For many decades the North Sea oil industry been the outstanding UK industry performer. In terms of high investment, job creation and sheer ingenuity and inventiveness it has raised the UK profile to record high levels.
It has sustained the UK economy and safeguarded the UK’s energy security. It is a categorical imperative that it continues to do so for decades to come. Will Chancellor Osborne’s above proposals ensure that outcome?
Basically the question is whether or not the industry believes that the fiscal package now on offer is commensurate with the risks involved in investing in the future of the North Sea at current or future oil prices.
The reduction of the supplementary charge from 30% to 20% will make a difference. Everything else being equal it will increase production across the sector.
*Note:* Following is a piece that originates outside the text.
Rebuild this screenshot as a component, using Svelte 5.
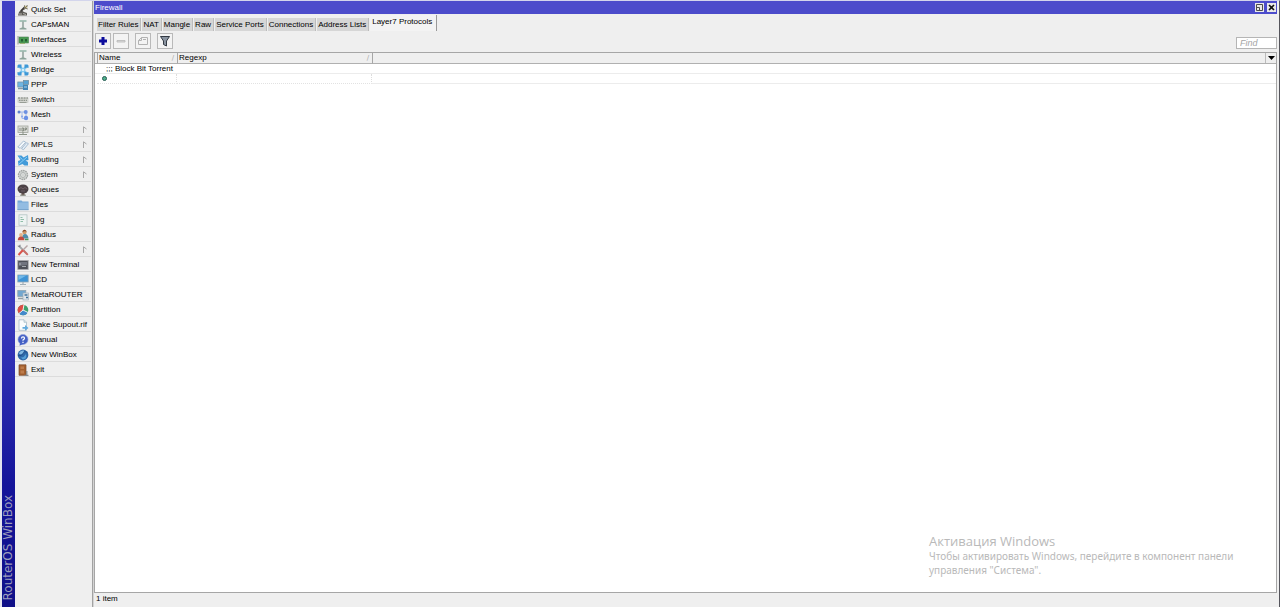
<script>
  const menu = [
    { label: 'Quick Set', icon: 'wand' },
    { label: 'CAPsMAN', icon: 'antenna' },
    { label: 'Interfaces', icon: 'card' },
    { label: 'Wireless', icon: 'antenna' },
    { label: 'Bridge', icon: 'bridge' },
    { label: 'PPP', icon: 'ppp' },
    { label: 'Switch', icon: 'switch' },
    { label: 'Mesh', icon: 'mesh' },
    { label: 'IP', icon: 'ip', sub: true },
    { label: 'MPLS', icon: 'mpls', sub: true },
    { label: 'Routing', icon: 'routing', sub: true },
    { label: 'System', icon: 'gear', sub: true },
    { label: 'Queues', icon: 'tree' },
    { label: 'Files', icon: 'folder' },
    { label: 'Log', icon: 'log' },
    { label: 'Radius', icon: 'users' },
    { label: 'Tools', icon: 'tools', sub: true },
    { label: 'New Terminal', icon: 'terminal' },
    { label: 'LCD', icon: 'lcd' },
    { label: 'MetaROUTER', icon: 'meta' },
    { label: 'Partition', icon: 'pie' },
    { label: 'Make Supout.rif', icon: 'supout' },
    { label: 'Manual', icon: 'help' },
    { label: 'New WinBox', icon: 'globe' },
    { label: 'Exit', icon: 'door' }
  ];
  const tabs = ['Filter Rules', 'NAT', 'Mangle', 'Raw', 'Service Ports', 'Connections', 'Address Lists', 'Layer7 Protocols'];
  let active = $state('Layer7 Protocols');
  let query = $state('');
</script>

{#snippet glyph(name)}
  <svg class="icon" viewBox="0 0 12 12" aria-hidden="true">
    {#if name === 'wand'}
      <path d="M1 11.500 2 8l2-2 3 2 3 1v2.500z" fill="#5c5a55" />
      <path d="M4 7 8 3" stroke="#3c3a38" stroke-width="1.800" />
      <path d="M7 1l1.500 1L11 1l-1 2.500 1 2-2.500-.8L7 6z" fill="#7d7968" />
      <path d="M8 2l2 2" stroke="#d4c787" />
      <path d="M2 10h3M6 9.500l3 1" stroke="#b4b2ac" />
    {:else if name === 'antenna'}
      <path d="M2.500 2h7" stroke="#96b8ab" stroke-width="1.600" />
      <path d="M6 2.500v6.500" stroke="#93a39d" stroke-width="1.600" />
      <path d="M2.500 10.500v-1L5 8.500h2l2.500 1v1z" fill="#8da39a" />
    {:else if name === 'card'}
      <path d="M1 2v8.500" stroke="#999" />
      <rect x="2" y="3" width="9.500" height="6" fill="#489a52" stroke="#4d8256" stroke-width=".6" />
      <path d="M4 5h2v2.500H4zM8 5h2v2.500H8z" fill="#245c33" />
      <path d="M3 9.500h5" stroke="#9cb277" />
    {:else if name === 'bridge'}
      <path d="M2.500 2.500l7 7M9.500 2.500l-7 7" stroke="#86caf0" stroke-width="2.500" />
      <path d="M.5 1.500l1-1h3v4l-2-1-2 .5zM11.500 1.500l-1-1h-3v4l2-1 2 .5zM.5 10.500l1 1h3v-4l-2 1-2-.5zM11.500 10.500l-1 1h-3v-4l2 1 2-.5z" fill="#3f98d6" />
      <circle cx="6" cy="6" r="1" fill="#eefaff" />
    {:else if name === 'ppp'}
      <rect x=".8" y="3" width="6" height="5" fill="#6eb5e2" stroke="#7596ab" stroke-width=".8" />
      <rect x="6.500" y="1.500" width="5" height="4" fill="#57a3d4" stroke="#6f8fa3" stroke-width=".8" />
      <rect x="6" y="6" width="5" height="5" fill="#4285b5" />
      <path d="M1 9.500h5" stroke="#8199a8" stroke-width="1.500" />
      <path d="M7 8h3" stroke="#a4d5f2" />
    {:else if name === 'switch'}
      <rect x=".5" y="3.500" width="11" height="5.500" rx="1" fill="#d2d4cf" />
      <path d="M1 4h10" stroke="#777c75" stroke-dasharray="2 .8" />
      <path d="M2 6.300h8" stroke="#7e847b" stroke-dasharray="1.500 .8" />
      <path d="M2.500 8.500h7" stroke="#979d95" />
    {:else if name === 'mesh'}
      <path d="M2.500 3h6.500v6.500M5 3v6.500h4" stroke="#a5bcea" fill="none" />
      <circle cx="2" cy="3" r="1.500" fill="#6080cd" />
      <circle cx="8.700" cy="3" r="2" fill="#6d91e1" />
      <circle cx="9" cy="9" r="2.200" fill="#6a90e6" />
      <circle cx="5" cy="7.500" r="1" fill="#88a7e9" />
    {:else if name === 'ip'}
      <rect x="1" y="2" width="10" height="6.500" fill="#dadcd7" stroke="#a2a69d" stroke-width=".8" />
      <path d="M3 4v3M5 4h1.500v3H5zM8 7V4h1.500v1.500H8" stroke="#787f74" stroke-width=".8" fill="none" />
      <path d="M2 10.500h8M6 8v2" stroke="#8a9286" />
    {:else if name === 'mpls'}
      <path d="M.8 8 6.500 2l2.200 1.200L3.200 9.300z" fill="#f4f8fb" stroke="#98b1c9" stroke-width=".8" />
      <path d="M4.500 9.700 9.500 3.700l2 1L6.500 10.700z" fill="#e3edf6" stroke="#98b1c9" stroke-width=".8" />
    {:else if name === 'routing'}
      <path d="M.5 1.500h4l2 2 4.500-2.500.5 5-3 .5 2.500 1.500v3.500H7.500l-2-1.500-4 1.700L1 7l2.500-1z" fill="#439bd9" />
      <path d="M1.500 10.500 10 3M2.500 3l3 2.500" stroke="#8bd0f6" stroke-width="1" />
    {:else if name === 'gear'}
      <circle cx="6" cy="6" r="4.500" fill="#dadddb" stroke="#a0a5a3" stroke-width="1.400" stroke-dasharray="1.700 .6" />
      <circle cx="6" cy="6" r="2.500" fill="#edefee" stroke="#9ba19f" stroke-width=".8" />
      <path d="M2 6h8M6 2v8" stroke="#b8bcba" stroke-width=".6" />
    {:else if name === 'tree'}
      <path d="M5 7h2l.8 4.500H4.200z" fill="#69544d" />
      <ellipse cx="6" cy="5" rx="5.500" ry="4.500" fill="#4c4246" />
      <path d="M2 5q2-3 4 0 2-3 4 0M4 7h4" stroke="#77686f" fill="none" stroke-width=".8" />
      <path d="M3 11.200h6" stroke="#8b9187" />
    {:else if name === 'folder'}
      <path d="M.5 1.500h4l1 1h6v8.500H.5z" fill="#77a8d6" />
      <path d="M1 3.500h10v6.800H1z" fill="#93bce2" />
      <path d="M.5 10.700h11" stroke="#79a3cb" />
    {:else if name === 'log'}
      <rect x="2" y=".8" width="8" height="10.500" fill="#edf3f2" stroke="#b4c3c4" stroke-width=".8" />
      <path d="M3.500 3.500h2M3.500 5.500h3.500M3.500 7.500h2.500" stroke="#8fbda8" />
    {:else if name === 'users'}
      <circle cx="7.500" cy="3" r="2.200" fill="#cf9a68" />
      <path d="M5.300 3Q7.500-1.500 9.700 3L8 2z" fill="#80492c" />
      <path d="M5 9.500q0-4.500 3-4.500t3.500 4.500z" fill="#4f8fac" />
      <circle cx="4" cy="6" r="1.900" fill="#e4b38a" />
      <path d="M.8 11.300q0-3.800 3.200-3.800t3.500 3.800z" fill="#c24a40" />
      <path d="M8 10.500h3.500" stroke="#4c9654" stroke-width="1.500" />
    {:else if name === 'tools'}
      <path d="M2 2l8 8" stroke="#a2a6a9" stroke-width="1.800" />
      <path d="M.8 2l2 .5.300-1.700" stroke="#787d82" fill="none" />
      <path d="M10.500 1.500 6 6" stroke="#b6a4a5" stroke-width="1.500" />
      <path d="M6 6l-4.500 5" stroke="#d9544b" stroke-width="2" />
      <path d="M6.500 6.500l4.300 4.300" stroke="#cd6c65" stroke-width="1.800" />
    {:else if name === 'terminal'}
      <rect x=".8" y="1.500" width="10.400" height="9" fill="#4e5058" stroke="#aaaaaf" stroke-width=".8" />
      <path d="M2 3h8v3L2 7z" fill="#71747f" />
      <path d="M2.500 4l1 1-1 1M5 7.500h4" stroke="#cfd3da" stroke-width=".7" fill="none" />
    {:else if name === 'lcd'}
      <rect x=".8" y="1" width="10.400" height="7" fill="#3d93d5" stroke="#91a7b7" stroke-width=".8" />
      <path d="M1.500 1.500h8L1.500 6z" fill="#72b9e9" />
      <path d="M6 8v2M3 10.500h6" stroke="#a2afb7" stroke-width="1.200" />
    {:else if name === 'meta'}
      <rect x=".8" y="1.500" width="8" height="6" fill="#71a7d0" stroke="#8fa3af" stroke-width=".8" />
      <path d="M1 9.500h6" stroke="#909ca3" stroke-width="1.500" />
      <rect x="6" y="4" width="5.500" height="7" fill="#dde4e9" stroke="#9faeb9" stroke-width=".7" />
      <path d="M7.500 6h3M9 8.500h2" stroke="#40729b" stroke-width="1.300" />
    {:else if name === 'pie'}
      <circle cx="6" cy="6" r="5.300" fill="#3da06c" />
      <path d="M6 6 2 9.500A5.300 5.300 0 0 1 7 .8z" fill="#db4d46" />
      <path d="M6 6l4.700 2.400A5.300 5.300 0 0 1 2 9.500z" fill="#4389cc" />
      <path d="M7 .7 6 6l5 2.500M6 6l-4 3.500" stroke="#fff" stroke-width=".9" fill="none" />
    {:else if name === 'supout'}
      <path d="M2 .8h5l2.500 2.500v8H2z" fill="#fafcfd" stroke="#a7bac8" stroke-width=".8" />
      <path d="M7 .8v2.500h2.500" fill="#dce8ee" stroke="#99b0bc" stroke-width=".6" />
      <path d="M5.500 8H8V6l3.500 3L8 11.700v-2H5.500z" fill="#62aadd" />
    {:else if name === 'help'}
      <circle cx="6" cy="5.500" r="5" fill="#4460c4" stroke="#8b9bdd" stroke-width=".6" />
      <path d="M4.500 4.500Q4.500 2.800 6 2.800t1.500 1.500Q7.500 5.200 6 6v.7M6 7.700v1.200" stroke="#fff" fill="none" stroke-width="1.200" />
      <path d="M3 9l-.5 2.700L6 10z" fill="#4460c4" />
    {:else if name === 'globe'}
      <circle cx="6" cy="6" r="5.400" fill="#2f68a8" />
      <path d="M1.800 4.500q1.700-3.500 5.200-3L6.500 4 4 5.500z" fill="#83b9e2" />
      <path d="M3 8q3 2 6-3 1.500 5-3 5.500z" fill="#549fd6" />
      <path d="M1 6.500q4 1 5-2t4.500-1" stroke="#1d4a82" fill="none" stroke-width=".8" />
    {:else if name === 'door'}
      <path d="M2 .8h7v10.500H2z" fill="#a3602f" stroke="#7c4c2c" stroke-width=".7" />
      <path d="M3.500 2.500H7V5H3.500zM3.500 6.500H7v3H3.500z" fill="#bd7c4c" />
      <path d="M7.500 11.300h4M9.800 7v4" stroke="#858b90" stroke-width="1.200" />
    {/if}
  </svg>
{/snippet}

<div class="app">
  <div class="brand"><span>RouterOS WinBox</span></div>
  <nav class="menu" aria-label="Main menu">
    {#each menu as item}
      <button class="item">
        {@render glyph(item.icon)}
        <span>{item.label}</span>
        {#if item.sub}
          <svg class="arrow" viewBox="0 0 5 8" aria-hidden="true"><path d="M1.500 7V.8L4.500 3" fill="none" stroke="#a8a8a8" /></svg>
        {/if}
      </button>
    {/each}
  </nav>
  <main class="window">
    <header class="title">
      <span>Firewall</span>
      <button class="ctl" aria-label="Restore">
        <svg viewBox="0 0 9 9"><path d="M1.500 1.500h6v6h-6zM1.500 4.500h3v3" fill="none" stroke="#4d4d4d" /></svg>
      </button>
      <button class="ctl" aria-label="Close">
        <svg viewBox="0 0 9 9"><path d="M2 2l5 5M7 2 2 7" stroke="#111" stroke-width="1.600" /></svg>
      </button>
    </header>
    <div class="tabs" role="tablist">
      {#each tabs as tab}
        <button role="tab" class="tab" class:active={tab === active} aria-selected={tab === active} onclick={() => (active = tab)}>{tab}</button>
      {/each}
    </div>
    <div class="toolbar">
      <button class="tool" aria-label="Add"><svg viewBox="0 0 14 14"><path d="M7 3v8M3 7h8" stroke="#0c0c9c" stroke-width="3" /></svg></button>
      <button class="tool" aria-label="Remove"><svg viewBox="0 0 14 14"><path d="M3 6.500h8v1.500H3z" fill="#ddd" stroke="#b5b5b5" stroke-width=".8" /></svg></button>
      <button class="tool apart" aria-label="Comment"><svg viewBox="0 0 14 14"><path d="M5.500 3.500h6v7h-9v-4zM5.500 3.500v3h-3M7 5.500h3" fill="none" stroke="#b2b2b2" /></svg></button>
      <button class="tool apart" aria-label="Filter"><svg viewBox="0 0 14 14"><path d="M2.500 2.500h9L8.500 7v5l-3-1.500V7z" fill="#8993a0" stroke="#333a44" /></svg></button>
      <input class="find" placeholder="Find" aria-label="Find" bind:value={query} />
    </div>
    <div class="list">
      <table>
        <colgroup><col class="c-gut" /><col class="c-name" /><col class="c-reg" /><col /><col class="c-drop" /></colgroup>
        <thead>
          <tr>
            <td></td>
            <th><div>Name<i>∕</i></div></th>
            <th><div>Regexp<i>∕</i></div></th>
            <td></td>
            <td class="drop"><button aria-label="Columns"><svg viewBox="0 0 7 4"><path d="M0 0h7L3.500 4z" fill="#000" /></svg></button></td>
          </tr>
        </thead>
        <tbody>
          <tr class="comment"><td></td><td colspan="4">;;; Block Bit Torrent</td></tr>
          <tr class="rule"><td></td><td><span class="dot"></span></td><td></td><td class="line" colspan="2"></td></tr>
        </tbody>
      </table>
      <aside class="notice">
        <h2>Активация Windows</h2>
        <p>Чтобы активировать Windows, перейдите в компонент панели управления "Система".</p>
      </aside>
    </div>
    <footer>1 item</footer>
  </main>
</div>

<style>
  :global(body) { margin: 0; background: #efefef; }
  * { box-sizing: border-box; }
  .app {
    display: flex;
    height: 100vh;
    border-top: 1px solid #d3d5ec;
    border-left: 2px solid #e3e3ee;
    border-right: 1px solid #55555c;
    background: #efefef;
    color: #000;
    font: 8px/12px "Liberation Sans", Arial, sans-serif;
  }
  button { font: inherit; color: inherit; margin: 0; padding: 0; border: 0; background: none; }
  svg { display: block; }
  .brand {
    flex: 0 0 13px;
    display: flex;
    align-items: flex-end;
    justify-content: center;
    padding-bottom: 7px;
    background: linear-gradient(#4040c4 0%, #3c3cbe 50%, #14149a 80%, #101088 100%);
    color: #9c9cbc;
    font: 12px/13px "DejaVu Sans", sans-serif;
  }
  .brand span { writing-mode: vertical-rl; transform: rotate(180deg); white-space: nowrap; }
  .menu { flex: 0 0 78px; padding-top: 1px; border-right: 1px solid #a2a2a2; }
  .item {
    display: flex;
    align-items: center;
    gap: 2px;
    width: 76px;
    height: 15px;
    padding: 1px 4px 0 2px;
    border-bottom: 1px solid #dcdcdc;
    white-space: nowrap;
  }
  .icon { flex: none; width: 12px; height: 12px; }
  .arrow { width: 5px; height: 8px; margin-left: auto; }
  .window { flex: 1; min-width: 0; display: flex; flex-direction: column; border-left: 1px solid #d4d4d4; padding-right: 2px; }
  .title { display: flex; align-items: center; gap: 3px; height: 13px; padding: 0 1px; background: #4c4ccb; color: #fff; }
  .title span { flex: 1; }
  .ctl { width: 9px; height: 9px; background: #e9e9e9; }
  .tabs { display: flex; align-items: flex-end; gap: 1px; height: 17px; padding-left: 3px; }
  .tab { height: 13px; padding: 0 2px 0 1px; background: #d6d6d6; border-right: 1px solid #bcbcbc; white-space: nowrap; }
  .tab.active { height: 16px; padding: 0 4px 2px 2px; background: #f3f3f3; border-right-color: #999; }
  .toolbar { display: flex; align-items: center; gap: 2px; height: 20px; margin-bottom: 1px; padding-left: 1px; }
  .tool { display: grid; place-items: center; width: 16px; height: 16px; border: 1px solid #b9b9b9; background: #f3f3f3; }
  .tool svg { width: 14px; height: 14px; }
  .apart { margin-left: 4px; }
  .find { width: 41px; height: 12px; margin: 4px 0 0 auto; padding: 0 3px; border: 1px solid #b5b5b5; border-radius: 0; background: #fff; font: italic 9px/10px "Liberation Sans", sans-serif; outline: 0; }
  .find::placeholder { color: #a5a5a5; opacity: 1; }
  .list { flex: 1; min-height: 0; display: flex; flex-direction: column; justify-content: space-between; border: 1px solid #a6a6a6; background: #fff; }
  table { width: 100%; table-layout: fixed; border-collapse: separate; border-spacing: 0; }
  th, td { padding: 0; text-align: left; font-weight: 400; }
  .c-gut { width: 2px; }
  .c-name { width: 80px; }
  .c-reg { width: 195px; }
  .c-drop { width: 11px; }
  thead th, thead td { height: 11px; background: #efefef; border-bottom: 1px solid #b0b0b0; line-height: 10px; }
  thead th { border-left: 1px solid #a6a6a6; padding: 0 3px 0 1px; }
  thead th + td { border-left: 1px solid #a6a6a6; }
  th div { display: flex; justify-content: space-between; }
  th i { color: #aaa; font: 7px/10px "DejaVu Sans", sans-serif; }
  .drop button { display: grid; place-items: center; width: 11px; height: 10px; border-left: 1px solid #bbb; }
  .drop svg { width: 7px; height: 4px; }
  tbody td { height: 10px; line-height: 9px; }
  .comment td { border-bottom: 1px solid #ececec; }
  .comment td + td { padding-left: 9px; }
  .rule td + td { border-bottom: 1px dotted #e2e2e2; border-right: 1px dotted #ddd; }
  .rule td.line { border-bottom: 1px solid #ececec; border-right: 0; }
  .dot { display: block; width: 5px; height: 5px; margin-left: 5px; border-radius: 50%; border: 1px solid #245a50; background: #50b08c; }
  .notice { align-self: flex-end; width: 347px; padding: 0 36px 15px 0; color: #b9b9b9; font: 10px/14px "Noto Sans", "Open Sans", sans-serif; }
  .notice h2 { margin: 0; font: 13px/16px "Open Sans", sans-serif; }
  .notice p { margin: 0; }
  footer { height: 14px; padding: 0 2px; }
</style>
But it still leaves most oil companies paying a marginal rate of tax of 50% once the ring fence corporation tax of 30% is taken into account. With oil prices in the $50 a barrel region it is far from clear that the industry is viable.
Certainly a fair proportion of the 300 plus fields currently in operation will not be viable, even if strident efforts are taken to reduce costs. The logical course of action is for the industry to wait and see if oil prices increase before committing further investment funds.
Alternatively they might decide to relocate to less mature pastures outside of the UK.
Such a move would start decommissioning activity not in 20 years time but in the imminent future.
For those companies which also pay petroleum revenue tax (PRT) the previous marginal rate of tax of 80% will be reduced to 67.5 % by the Chancellor’s proposal to reduce PRT from 50% to 35%.
This proposal will not make a material difference to the companies involved. A golden opportunity has been lost to scrap PRT completely. It is a tax that is currently withering on the vine and it should have been pruned out of existence.
Again, oil executives may adopt a wait and see policy before fully committing their companies to risky investments that depend on an uncertain future rise in oil price.
If the Chancellor had taken the decision to markedly reduce taxes and for the time-being treat the oil sector in the same way as other industry sectors in fiscal terms then the future prospects for the North Sea would be rosier than the current situation.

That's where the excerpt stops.